--- begin Supplied data ---
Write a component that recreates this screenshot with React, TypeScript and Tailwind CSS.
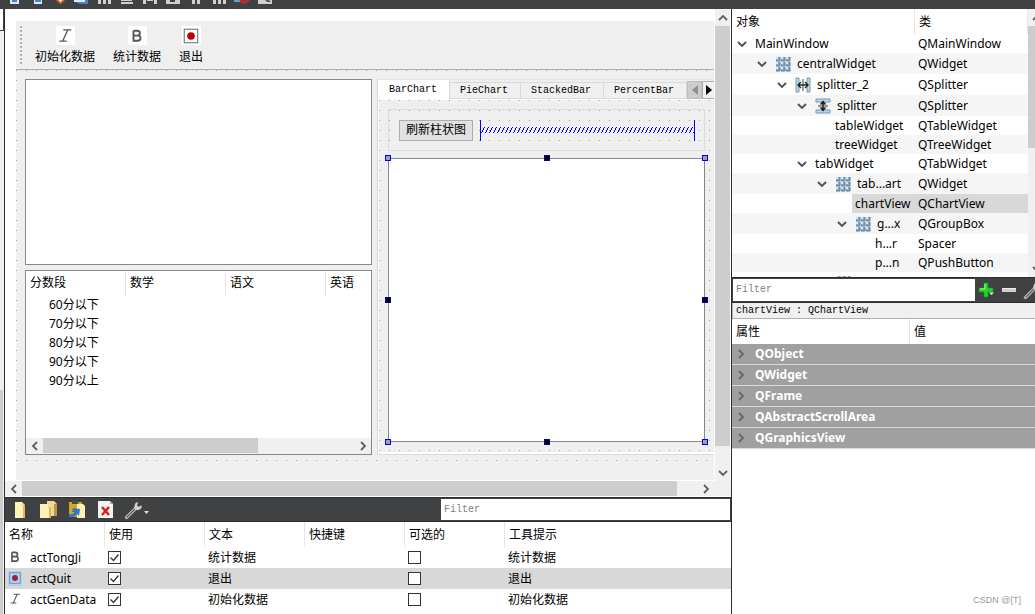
import { useState } from 'react';
import type { ReactNode } from 'react';
import clsx from 'clsx';

type Direction = 'up' | 'down' | 'left' | 'right';

const arrows: Record<Direction, string> = {
  up: 'M1 7l4-4 4 4',
  down: 'M1 3l4 4 4-4',
  left: 'M7 1L3 5l4 4',
  right: 'M3 1l4 4-4 4',
};

const tabs = ['BarChart', 'PieChart', 'StackedBar', 'PercentBar'];

const scores = ['60分以下', '70分以下', '80分以下', '90分以下', '90分以上'];

const objects = [
  { name: 'MainWindow', type: 'QMainWindow', level: 0, open: true },
  { name: 'centralWidget', type: 'QWidget', level: 1, open: true, icon: 'grid' },
  { name: 'splitter_2', type: 'QSplitter', level: 2, open: true, icon: 'hsplit' },
  { name: 'splitter', type: 'QSplitter', level: 3, open: true, icon: 'vsplit' },
  { name: 'tableWidget', type: 'QTableWidget', level: 4 },
  { name: 'treeWidget', type: 'QTreeWidget', level: 4 },
  { name: 'tabWidget', type: 'QTabWidget', level: 3, open: true },
  { name: 'tab...art', type: 'QWidget', level: 4, open: true, icon: 'grid' },
  { name: 'chartView', type: 'QChartView', level: 5, selected: true },
  { name: 'g...x', type: 'QGroupBox', level: 5, open: true, icon: 'grid' },
  { name: 'h...r', type: 'Spacer', level: 6 },
  { name: 'p...n', type: 'QPushButton', level: 6 },
  { name: '', type: '', level: 4, icon: 'grid' },
];

const propertyGroups = ['QObject', 'QWidget', 'QFrame', 'QAbstractScrollArea', 'QGraphicsView'];

const actions = [
  { name: 'actTongJi', text: '统计数据', icon: 'bold' },
  { name: 'actQuit', text: '退出', icon: 'quit', selected: true },
  { name: 'actGenData', text: '初始化数据', icon: 'italic' },
];

function Arrow({ dir, className }: { dir: Direction; className?: string }) {
  return (
    <svg className={clsx('h-[10px] w-[10px] shrink-0', className)} viewBox="0 0 10 10" fill="none" stroke="currentColor" strokeWidth={1.8}>
      <path d={arrows[dir]} />
    </svg>
  );
}

function ScrollButton({ dir, className }: { dir: Direction; className: string }) {
  return (
    <button type="button" aria-label={`scroll ${dir}`} className={clsx('flex shrink-0 items-center justify-center text-[#606060]', className)}>
      <Arrow dir={dir} />
    </button>
  );
}

function ActionIcon({ kind, selected, className }: { kind: string; selected?: boolean; className: string }) {
  if (kind === 'quit') {
    return (
      <svg className={className} viewBox="0 0 16 16">
        <rect x="2" y="2" width="12" height="12" fill={selected ? '#b0d4f0' : '#fff'} stroke={selected ? '#6c8aa3' : '#777'} />
        <circle cx="8" cy="8" r="3.4" fill={selected ? '#9b2145' : '#c40000'} />
      </svg>
    );
  }
  return (
    <svg className={className} viewBox="0 0 16 16" fill="none" stroke="#555" strokeWidth={kind === 'bold' ? 1.9 : 1.2}>
      {kind === 'bold' ? (
        <path d="M4.500 2.800v10h4.200q2.800 0 2.800-2.700T8.700 7.600H4.500M4.500 2.800h3.800q2.500 0 2.500 2.400T8.300 7.600" />
      ) : (
        <path d="M6.500 2.500h7M3 12.500h6.500M10.500 2.500l-4.500 10" />
      )}
    </svg>
  );
}

function WidgetIcon({ kind }: { kind: string }) {
  return (
    <svg className="h-4 w-4 shrink-0" viewBox="0 0 16 16">
      {kind === 'grid' &&
        [1, 6, 11].map((y) =>
          [1, 6, 11].map((x) => (
            <g key={`${x}-${y}`}>
              <rect x={x} y={y} width="4" height="4" fill="#86a9c6" />
              <path d={`M${x} ${y + 4}h4v-4`} fill="none" stroke="#5d7892" />
              <rect x={x} y={y} width="2" height="2" fill="#d5ebfa" />
            </g>
          ))
        )}
      {kind === 'hsplit' && (
        <>
          <path d="M1 1h3v14H1zM12 1h3v14h-3z" fill="#b6d9ef" stroke="#7996ac" />
          <path d="M7.500 2v12M8.500 2v12" stroke="#777" strokeWidth=".7" />
          <path d="M3 8h10M6 5L3 8l3 3M10 5l3 3-3 3" fill="none" stroke="#222" strokeWidth="1.4" />
        </>
      )}
      {kind === 'vsplit' && (
        <>
          <path d="M1 1h14v3H1zM1 12h14v3H1z" fill="#b6d9ef" stroke="#7996ac" />
          <path d="M3 7.500h10M3 8.500h10" stroke="#777" strokeWidth=".7" />
          <path d="M8 3v10" stroke="#222" strokeWidth="1.4" />
          <path d="M4.500 6.500L8 2.500l3.500 4zM4.500 9.500l3.500 4 3.500-4z" fill="#222" />
        </>
      )}
    </svg>
  );
}

function WrenchIcon() {
  return (
    <svg className="h-5 w-5 shrink-0" viewBox="0 0 20 20" fill="none">
      <path d="M2.500 17.500L12 8" stroke="#a9a9a9" strokeWidth="3.4" strokeLinecap="round" />
      <path d="M3 17L12 8" stroke="#4a4a4a" strokeWidth="1" />
      <path d="M17.600 5.200l-3 1.500-1.500-1.200 1-3.400q-3.600.6-3.600 4.200l-.3 2.200 1.600 1.600 2.400-.2q4-.4 3.400-4.700z" fill="#d0d0d0" />
    </svg>
  );
}

function TopIcons() {
  return (
    <svg className="h-[5px] w-[280px]" viewBox="0 0 280 5">
      <path d="M10 0h9v4h-9zM34 0h8v4h-8z" fill="#dce8f8" />
      <path d="M12 0h5v2h-5zM35 0h6v2h-6z" fill="#4b80c5" />
      <path d="M56 0h9l-4.500 4z" fill="#e5702c" />
      <path d="M59 0h3l-1.500 2z" fill="#fff" />
      <path d="M74 0h12v2H74z" fill="#dce8f8" />
      <path d="M75 2h10V0h3v4h-8z" fill="#4b80c5" />
      <path d="M98 0h3v4h-3zM103 0h3v4h-3zM108 0h3v4h-3zM121 0h11v1h-11zM121 2h12v2h-12zM143 0h3v4h-3zM154 0h3v4h-3zM147 0h6v1h-6zM166 0h4v2h5V0h5v4h-14zM192 0h3v4h-3zM197 0h3v4h-3zM213 0h3v4h-3zM218 0h3v4h-3zM223 0h3v4h-3zM258 0h14v4h-14z" fill="#d0d0d0" />
      <path d="M234 0h6v2h-6z" fill="#6b9bd0" />
      <path d="M240 0q4 6 9 0" fill="#8c3838" stroke="#d52b2b" strokeWidth="1.500" />
      <path d="M265 0h4l2 2h-4z" fill="#555" />
    </svg>
  );
}

function Handle({ className, mid }: { className: string; mid?: boolean }) {
  return <span className={clsx('absolute h-[6px] w-[6px] border', mid ? 'border-[#0000a0] bg-black' : 'border-[#0000ff] bg-[#a0a0a0]', className)} />;
}

function DesignerToolButton({ label, children }: { label: string; children: ReactNode }) {
  return (
    <button type="button" className="flex flex-col items-center gap-1">
      <span className="flex h-[19px] w-[19px] items-center justify-center bg-white">{children}</span>
      <span className="leading-4">{label}</span>
    </button>
  );
}

function ScoreTree() {
  return (
    <div className="flex min-h-0 flex-1 flex-col border border-[#828790] bg-white">
      <div className="min-h-0 flex-1 overflow-hidden">
        <table className="w-full table-fixed border-separate border-spacing-0">
          <thead>
            <tr className="h-[25px] text-left">
              <th className="w-[100px] border-r border-[#e5e5e5] pl-1 font-normal">分数段</th>
              <th className="w-[100px] border-r border-[#e5e5e5] pl-1 font-normal">数学</th>
              <th className="w-[100px] border-r border-[#e5e5e5] pl-1 font-normal">语文</th>
              <th className="pl-1 font-normal">英语</th>
            </tr>
          </thead>
          <tbody>
            {scores.map((score) => (
              <tr key={score} className="h-[19px]">
                <td className="pl-[23px] leading-4">{score}</td>
                <td />
                <td />
                <td />
              </tr>
            ))}
          </tbody>
        </table>
      </div>
      <div className="flex h-4 border-b border-[#f0f0f0] bg-[#f0f0f0]">
        <ScrollButton dir="left" className="w-[17px]" />
        <div className="flex-1">
          <div className="h-full w-[69%] bg-[#cdcdcd]" />
        </div>
        <ScrollButton dir="right" className="w-[17px]" />
      </div>
    </div>
  );
}

function ChartTabs() {
  const [active, setActive] = useState('BarChart');

  return (
    <div className="flex min-w-0 flex-1 flex-col">
      <div role="tablist" className="flex h-5 items-end overflow-hidden border-t border-dotted border-[#d5d5d5] font-['Liberation_Mono','Noto_Sans_CJK_SC',monospace] text-[10px]">
        {tabs.map((tab) => (
          <button
            key={tab}
            type="button"
            role="tab"
            aria-selected={tab === active}
            onClick={() => setActive(tab)}
            className={clsx(
              'shrink-0 border-r border-[#d9d9d9]',
              tab === active ? 'h-full border-l bg-white pr-3 pl-[11px]' : 'h-[17px] border-t border-b bg-[#f0f0f0] pr-3 pl-[10px]'
            )}
          >
            {tab}
          </button>
        ))}
        <div className="flex h-[18px] min-w-0 flex-1 text-black">
          <button type="button" aria-label="previous tab" className="flex w-[15px] shrink-0 items-center justify-center border border-[#bdbdbd] bg-[#cdcdcd] text-[#909090]">
            <svg className="h-[10px] w-[6px]" viewBox="0 0 6 10" fill="currentColor"><path d="M6 0v10L0 5z" /></svg>
          </button>
          <button type="button" aria-label="next tab" className="flex min-w-0 flex-1 items-center justify-center border border-r-0 border-[#adadad] bg-[#f0f0f0]">
            <svg className="h-[10px] w-[6px]" viewBox="0 0 6 10" fill="currentColor"><path d="M0 0v10l6-5z" /></svg>
          </button>
        </div>
      </div>

      <div className="flex min-h-0 flex-1 flex-col border-b border-l border-[#d9d9d9]">
        <div className="flex min-h-0 flex-1 flex-col gap-[7px] border-t border-b-2 border-l border-white bg-[conic-gradient(from_270deg_at_1px_1px,#a0a0a0_90deg,transparent_0)] bg-size-[10px_10px] p-[9px] pb-[10px]">
          <div className="flex h-[42px] shrink-0 items-center gap-[7px] border border-[#dcdcdc] pr-[9px] pl-[10px]">
            <button type="button" className="h-[21px] shrink-0 border border-[#adadad] bg-[#e1e1e1] px-[6px]">
              刷新柱状图
            </button>
            <div className="flex h-[21px] min-w-0 flex-1 border-x border-[#0000ff]">
              <svg className="h-full min-w-0 flex-1" shapeRendering="crispEdges">
                <defs>
                  <pattern id="spring" width="4" height="21" patternUnits="userSpaceOnUse">
                    <path d="M0 12h1v1H0zM1 10h1v2H1zM2 8h1v2H2zM3 7h1v1H3z" fill="#0000ff" />
                  </pattern>
                </defs>
                <rect width="100%" height="100%" fill="url(#spring)" />
              </svg>
            </div>
          </div>
          <div className="relative min-h-0 flex-1 border border-[#828790] bg-white">
            <Handle className="-top-1 -left-1" />
            <Handle className="-top-1 left-1/2 -translate-x-1/2" mid />
            <Handle className="-top-1 -right-1" />
            <Handle className="top-1/2 -left-1 -translate-y-1/2" mid />
            <Handle className="top-1/2 -right-1 -translate-y-1/2" mid />
            <Handle className="-bottom-1 -left-1" />
            <Handle className="-bottom-1 left-1/2 -translate-x-1/2" mid />
            <Handle className="-right-1 -bottom-1" />
          </div>
        </div>
      </div>
    </div>
  );
}

function FormEditor() {
  return (
    <div className="flex min-h-0 flex-1 flex-col bg-[#f0f0f0]">
      <div className="flex min-h-0 flex-1">
        <div className="flex min-w-0 flex-1 flex-col bg-white pt-3 pr-px pb-px pl-[11px]">
          <div className="flex min-h-0 flex-1 flex-col bg-[#efefef]">
            {/* Form toolbar */}
            <div className="flex h-[49px] shrink-0 border-b border-[#b0b0b0] pt-[5px] pl-1">
              <div className="h-[38px] w-[2px] bg-[conic-gradient(from_270deg_at_2px_2px,#b0b0b0_90deg,transparent_0)] bg-size-[4px_4px]" />
              <div className="flex items-start gap-[18px] pl-[13px]">
                <DesignerToolButton label="初始化数据"><ActionIcon kind="italic" className="h-[18px] w-[18px]" /></DesignerToolButton>
                <DesignerToolButton label="统计数据"><ActionIcon kind="bold" className="h-4 w-4" /></DesignerToolButton>
                <DesignerToolButton label="退出"><ActionIcon kind="quit" className="h-[18px] w-[18px]" /></DesignerToolButton>
              </div>
            </div>

            {/* Central widget */}
            <div className="flex min-h-0 flex-1 bg-[conic-gradient(from_270deg_at_1px_1px,#a0a0a0_90deg,transparent_0)] bg-size-[10px_10px] pt-[9px] pb-[7px] pl-[9px]">
              <div className="flex min-w-0 flex-1 gap-[5px] bg-[#efefef]">
                <div className="flex w-[347px] shrink-0 flex-col gap-[5px]">
                  <div className="min-h-0 flex-1 border border-[#828790] bg-white" />
                  <ScoreTree />
                </div>
                <ChartTabs />
              </div>
            </div>
            <div className="h-[18px] shrink-0" />
          </div>
        </div>
        <div className="flex w-4 flex-col border-r border-white">
          <ScrollButton dir="up" className="h-[17px]" />
          <div className="flex-1">
            <div className="h-[96%] bg-[#cdcdcd]" />
          </div>
          <ScrollButton dir="down" className="h-[17px]" />
        </div>
      </div>
      <div className="flex h-4 shrink-0 border-b border-white pr-[17px]">
        <ScrollButton dir="left" className="w-[17px]" />
        <div className="flex-1">
          <div className="h-full w-[97%] bg-[#cdcdcd]" />
        </div>
        <ScrollButton dir="right" className="w-[17px]" />
      </div>
    </div>
  );
}

function CheckBox({ label, defaultChecked }: { label: string; defaultChecked?: boolean }) {
  return (
    <span className="grid h-[13px] w-[13px]">
      <input
        type="checkbox"
        aria-label={label}
        defaultChecked={defaultChecked}
        className="peer col-start-1 row-start-1 h-[13px] w-[13px] appearance-none border border-[#333] bg-white"
      />
      <svg className="pointer-events-none invisible col-start-1 row-start-1 h-[13px] w-[13px] peer-checked:visible" viewBox="0 0 13 13" fill="none" stroke="#333" strokeWidth={1.3}>
        <path d="M2.500 6.500l3 3 5-6" />
      </svg>
    </span>
  );
}

function ActionEditor() {
  return (
    <div className="shrink-0 bg-white">
      <div className="flex h-[25px] items-stretch border-t border-b border-[#2c2d2e] bg-[#404142]">
        <div className="flex flex-1 items-center gap-[10px] pl-[7px]">
          <button type="button" aria-label="new action">
            <svg className="h-[18px] w-[16px]" viewBox="0 0 16 18">
              <path d="M3 1h7l3 3v13H3z" fill="#fff3b8" />
              <path d="M10 1v3h3v13h-2V5z" fill="#e1bd50" />
            </svg>
          </button>
          <button type="button" aria-label="copy action">
            <svg className="h-[18px] w-[20px]" viewBox="0 0 20 18">
              <path d="M9 0h7l3 3v12H9z" fill="#efd890" />
              <path d="M16 0v3h3v12h-3z" fill="#bb9548" />
              <path d="M2 3h8l3 3v11H2z" fill="#fff0b8" />
              <path d="M10 3v3h3v11h-2V7z" fill="#d8b565" />
            </svg>
          </button>
          <button type="button" aria-label="paste action">
            <svg className="h-[18px] w-[18px]" viewBox="0 0 18 18">
              <path d="M1 1h13v15H1z" fill="#d9a51e" />
              <path d="M4 0h6v3H4z" fill="#4b4b4b" />
              <path d="M9 3h6l2 2v12H9z" fill="#fff0b8" />
              <path d="M1 13q5 1 5-2H4l1-4 7 1-1 7-2-2q-3 4-8 3z" fill="#3177c5" />
            </svg>
          </button>
          <button type="button" aria-label="delete action">
            <svg className="h-[18px] w-[18px]" viewBox="0 0 18 18">
              <path d="M2 0h12l3 3v14H2z" fill="#f3f3f3" />
              <path d="M14 0v3h3z" fill="#aaa" />
              <path d="M6 6l7 8M13 6l-7 8" stroke="#dc2020" strokeWidth="2.500" />
            </svg>
          </button>
          <button type="button" aria-label="configure" className="flex items-center">
            <WrenchIcon />
            <svg className="mt-[6px] h-[3px] w-[5px]" viewBox="0 0 5 3" fill="#ddd"><path d="M0 0h5L2.500 3z" /></svg>
          </button>
        </div>
        <input
          aria-label="filter actions"
          placeholder="Filter"
          className="w-[290px] border border-l-0 border-[#404142] bg-white pl-[3px] font-['Liberation_Mono',monospace] text-[10px] placeholder:text-[#808080]"
        />
      </div>
      <table className="w-full table-fixed border-separate border-spacing-0">
        <thead>
          <tr className="h-[25px] text-left">
            {['名称', '使用', '文本', '快捷键', '可选的'].map((title) => (
              <th key={title} className="w-[100px] border-r border-[#e5e5e5] pl-1 font-normal">{title}</th>
            ))}
            <th className="pl-1 font-normal">工具提示</th>
          </tr>
        </thead>
        <tbody>
          {actions.map((action) => (
            <tr key={action.name} className={clsx('h-[21px]', action.selected && 'bg-[#d8d8d8]')}>
              <td>
                <div className="flex items-center gap-2 pl-[3px]">
                  <span className={clsx('h-[15px] w-[14px]', action.selected && 'bg-[#b0d4f0]')}>
                    <ActionIcon kind={action.icon} selected={action.selected} className="h-[14px] w-[14px]" />
                  </span>
                  {action.name}
                </div>
              </td>
              <td className="pl-[3px]"><CheckBox label={`${action.name} used`} defaultChecked /></td>
              <td className="pl-[3px]">{action.text}</td>
              <td />
              <td className="pl-[3px]"><CheckBox label={`${action.name} checkable`} /></td>
              <td className="pl-[3px]">{action.text}</td>
            </tr>
          ))}
        </tbody>
      </table>
      <div className="h-1" />
    </div>
  );
}

function ObjectInspector() {
  return (
    <div className="flex h-[268px] shrink-0 overflow-hidden bg-white">
      <div className="min-w-0 flex-1 overflow-hidden">
        <table className="w-full table-fixed border-separate border-spacing-0">
          <thead>
            <tr className="h-[25px] text-left">
              <th className="w-[183px] border-r border-[#e5e5e5] pl-1 font-normal">对象</th>
              <th className="border-r border-[#e5e5e5] pl-1 font-normal">类</th>
            </tr>
          </thead>
          <tbody>
            {objects.map((item, i) => (
              <tr key={i} className={clsx(item.icon ? 'h-[21px]' : 'h-[19px]', i % 2 === 1 && 'bg-[#f5f5f5]')}>
                <td>
                  <div className="flex items-center" style={{ paddingLeft: item.level * 20 }}>
                    <span className="flex w-5 shrink-0 justify-center text-[#505050]">{item.open && <Arrow dir="down" />}</span>
                    <span className={clsx('flex min-w-0 flex-1 items-center gap-[6px] pl-[3px] leading-[19px] whitespace-nowrap', item.selected && 'bg-[#d8d8d8]')}>
                      {item.icon && <WidgetIcon kind={item.icon} />}
                      {item.name}
                    </span>
                  </div>
                </td>
                <td className={clsx('pl-[3px] leading-[19px]', item.selected && 'bg-[#d8d8d8]')}>{item.type}</td>
              </tr>
            ))}
          </tbody>
        </table>
      </div>
      <div className="flex w-[7px] flex-col overflow-hidden bg-[#f0f0f0]">
        <ScrollButton dir="up" className="h-[17px] w-[17px]" />
        <div className="flex-1">
          <div className="h-[52%] bg-[#cdcdcd]" />
        </div>
        <ScrollButton dir="down" className="h-[17px] w-[17px]" />
      </div>
    </div>
  );
}

function PropertyEditor() {
  return (
    <div className="flex min-h-0 flex-1 flex-col bg-white">
      <div className="flex h-[26px] shrink-0 overflow-hidden border-t border-b border-[#2c2d2e] bg-[#404142] py-px pl-px">
        <input
          aria-label="filter properties"
          placeholder="Filter"
          className="min-w-0 flex-1 bg-white pl-[3px] font-['Liberation_Mono',monospace] text-[10px] placeholder:text-[#808080]"
        />
        <div className="flex w-[60px] shrink-0 items-center gap-[6px] overflow-hidden pl-[3px]">
          <button type="button" aria-label="add property" className="shrink-0">
            <svg className="h-4 w-[17px]" viewBox="0 0 17 16">
              <path d="M6 1h4v5h5v4h-5v5H6v-5H1V6h5z" fill="#24d424" stroke="#15951c" strokeWidth=".7" />
              <path d="M7 2v5H2" fill="none" stroke="#a0ffa0" />
              <path d="M11 10.500h5L13.500 13z" fill="#eee" />
            </svg>
          </button>
          <button type="button" aria-label="remove property" className="shrink-0">
            <svg className="h-4 w-4" viewBox="0 0 16 16">
              <rect x="1" y="6" width="14" height="4" fill="#d0d0d0" />
              <path d="M1 6.500h14" stroke="#eee" />
            </svg>
          </button>
          <button type="button" aria-label="configure properties" className="shrink-0"><WrenchIcon /></button>
        </div>
      </div>
      <div className="h-4 shrink-0 border-b border-l border-[#b0b0b0] bg-[#f0f0f0] pl-[3px] font-['Liberation_Mono',monospace] text-[10px] leading-4">
        chartView : QChartView
      </div>
      <table className="w-full table-fixed border-separate border-spacing-0">
        <thead>
          <tr className="h-[25px] text-left">
            <th className="w-[178px] border-r border-[#e5e5e5] pl-1 font-normal">属性</th>
            <th className="pl-1 font-normal">值</th>
          </tr>
        </thead>
        <tbody>
          {propertyGroups.map((group) => (
            <tr key={group} className="h-[21px] bg-[#a0a0a0] font-bold text-white">
              <td colSpan={2} className="border-b border-[#d8d8d8]">
                <div className="flex items-center gap-[9px] pl-1 leading-4">
                  <Arrow dir="right" className="text-[#666]" />
                  {group}
                </div>
              </td>
            </tr>
          ))}
        </tbody>
      </table>
      <div className="mt-auto pr-[14px] pb-[6px] text-right font-['Liberation_Sans',sans-serif] text-[9px] leading-4 text-[#999]">CSDN @[T]</div>
    </div>
  );
}

export default function App() {
  return (
    <div className="flex h-screen flex-col overflow-hidden bg-white font-['Noto_Sans','Noto_Sans_CJK_SC',sans-serif] text-xs text-black">
      <header className="h-[9px] shrink-0 overflow-hidden bg-[#404142]">
        <TopIcons />
      </header>
      <div className="flex min-h-0 flex-1">
        <div className="flex w-[5px] shrink-0 flex-col border-r border-[#2c2d2e] bg-[#f0f0f0]">
          <div className="h-[22px] border-r border-b border-[#404142] bg-white" />
          <div className="flex-1" />
          <div className="h-[224px] w-[3px] bg-[#cdcdcd]" />
        </div>
        <main className="flex min-w-0 flex-1 flex-col border-r border-[#2c2d2e]">
          <FormEditor />
          <ActionEditor />
        </main>
        <aside className="flex w-[303px] shrink-0 flex-col">
          <ObjectInspector />
          <PropertyEditor />
        </aside>
      </div>
    </div>
  );
}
--- end Supplied data ---
_What you have to do_: Your task is to return the lines above, from the first one up to and including the line containing "['BarChart', 'PieChart', 'StackedBar', 'PercentBar'];", minus any pictures.

_Answer to this exercise_:
Write a component that recreates this screenshot with React, TypeScript and Tailwind CSS.
import { useState } from 'react';
import type { ReactNode } from 'react';
import clsx from 'clsx';

type Direction = 'up' | 'down' | 'left' | 'right';

const arrows: Record<Direction, string> = {
  up: 'M1 7l4-4 4 4',
  down: 'M1 3l4 4 4-4',
  left: 'M7 1L3 5l4 4',
  right: 'M3 1l4 4-4 4',
};

const tabs = ['BarChart', 'PieChart', 'StackedBar', 'PercentBar'];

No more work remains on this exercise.